When the optional suction delivery system is employed, the connection to the air intake of air blower 60 provides the needed suction to pick up golf balls through line 94, coupling 92, and suction pipe 98. In this manner, balls at a location which do not allow them to be delivered by gravity into entrance 80 of feed pipe 78 can be sucked up to a point where they can be delivered by gravity into entrance 80. This feature of the present invention makes the present invention more readily adaptable to preexisting operations that do not provide a ball washer or hopper having the necessary elevation to deliver the golf balls via gravity to the feed pipe.

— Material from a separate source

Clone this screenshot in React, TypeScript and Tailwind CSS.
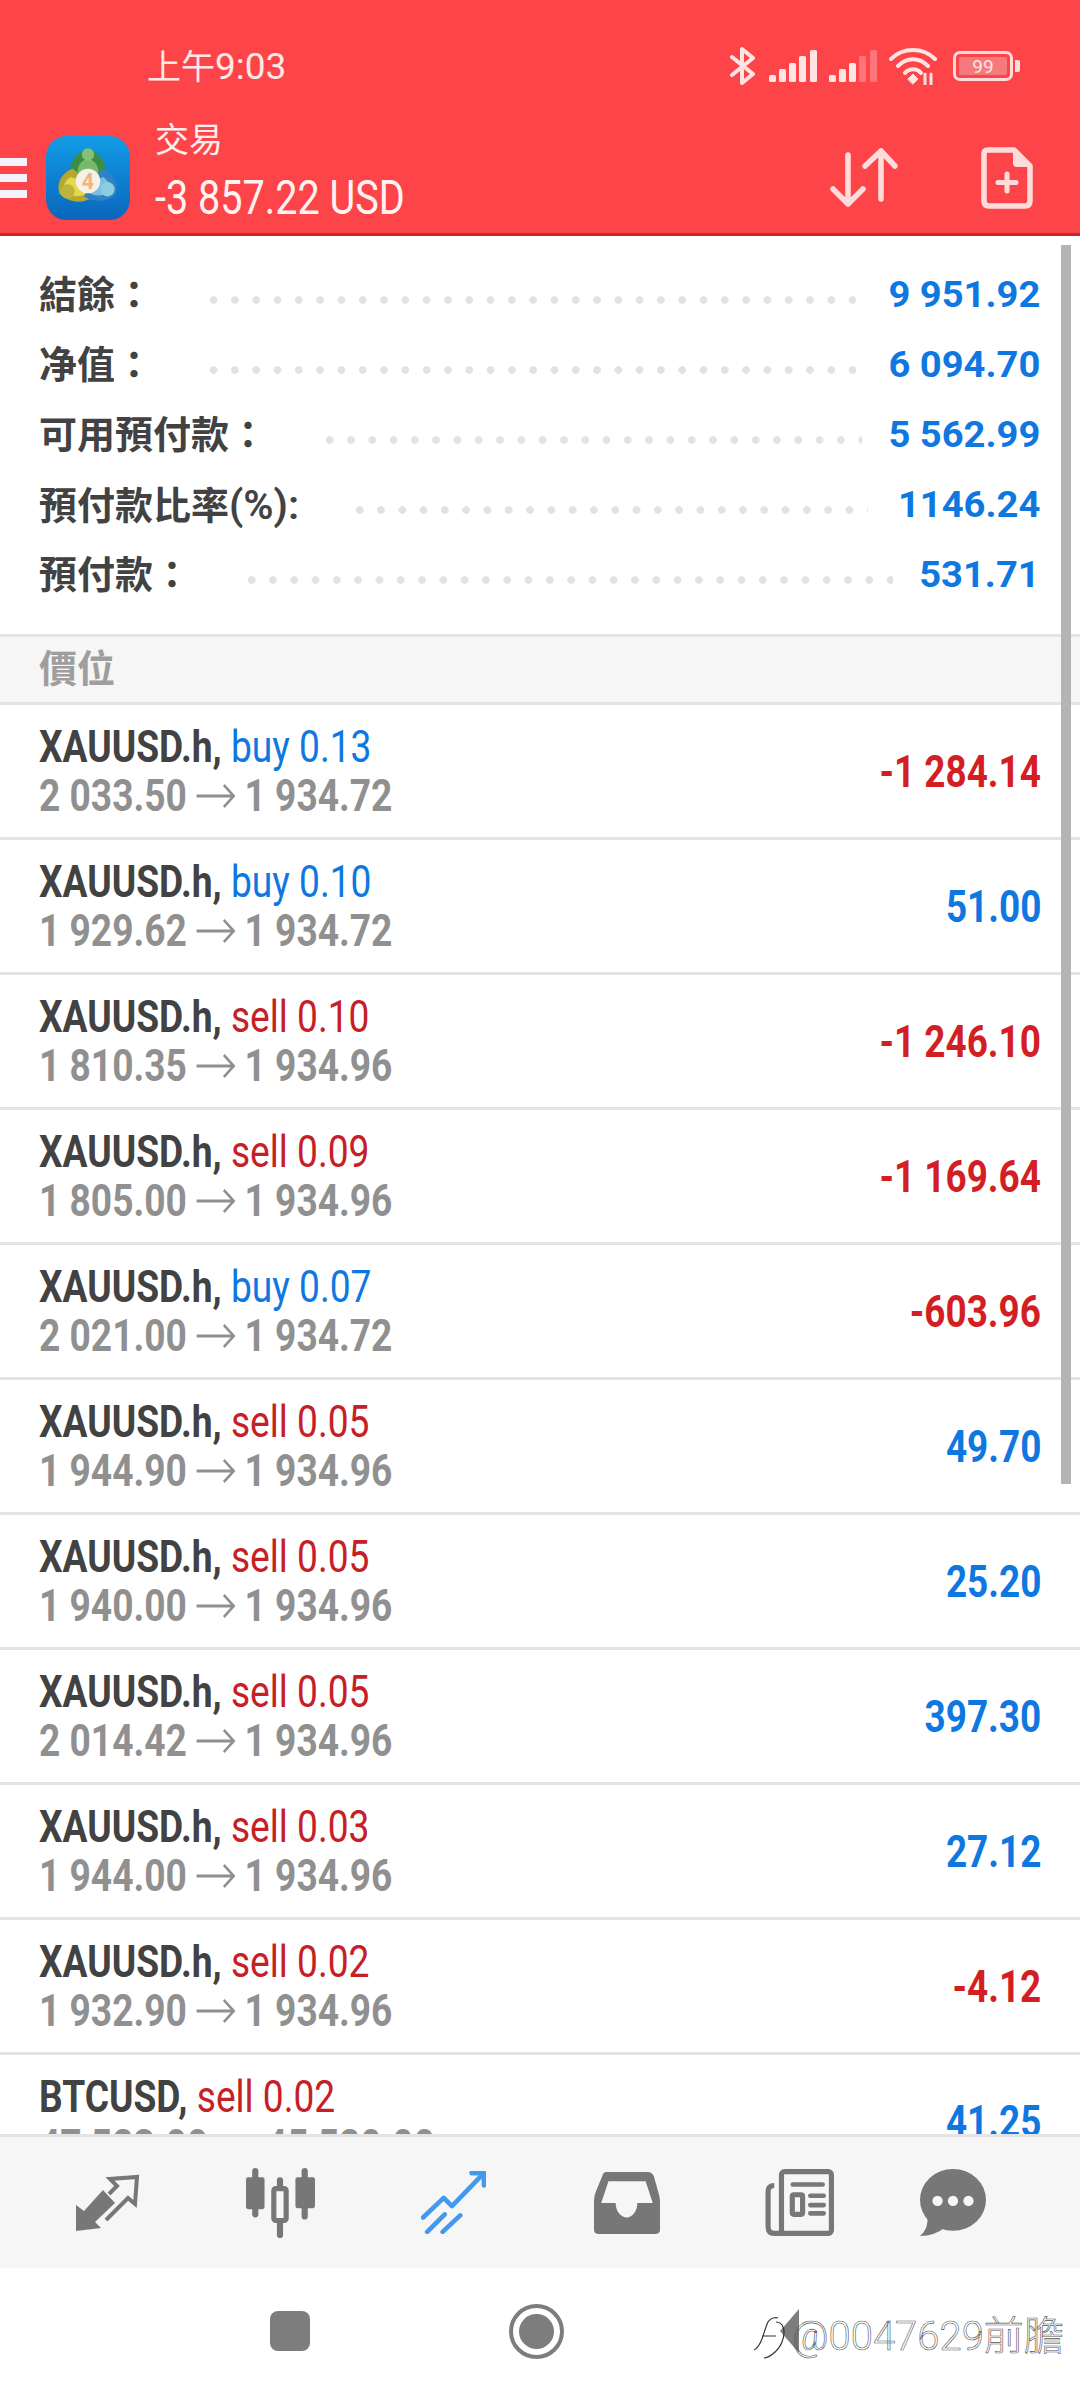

The present invention provides a reliable and effective means of delivering golf balls into a flowing stream of air for delivery to remote locations. It should be understood that the present invention has been described in the context of a preferred embodiment and that other configurations relying upon the unique valving system and suction feature described above are within the scope of the present invention.
While the preferred embodiment of the invention has been illustrated and described, it will be appreciated that various changes can be made therein without departing from the spirit and scope of the invention.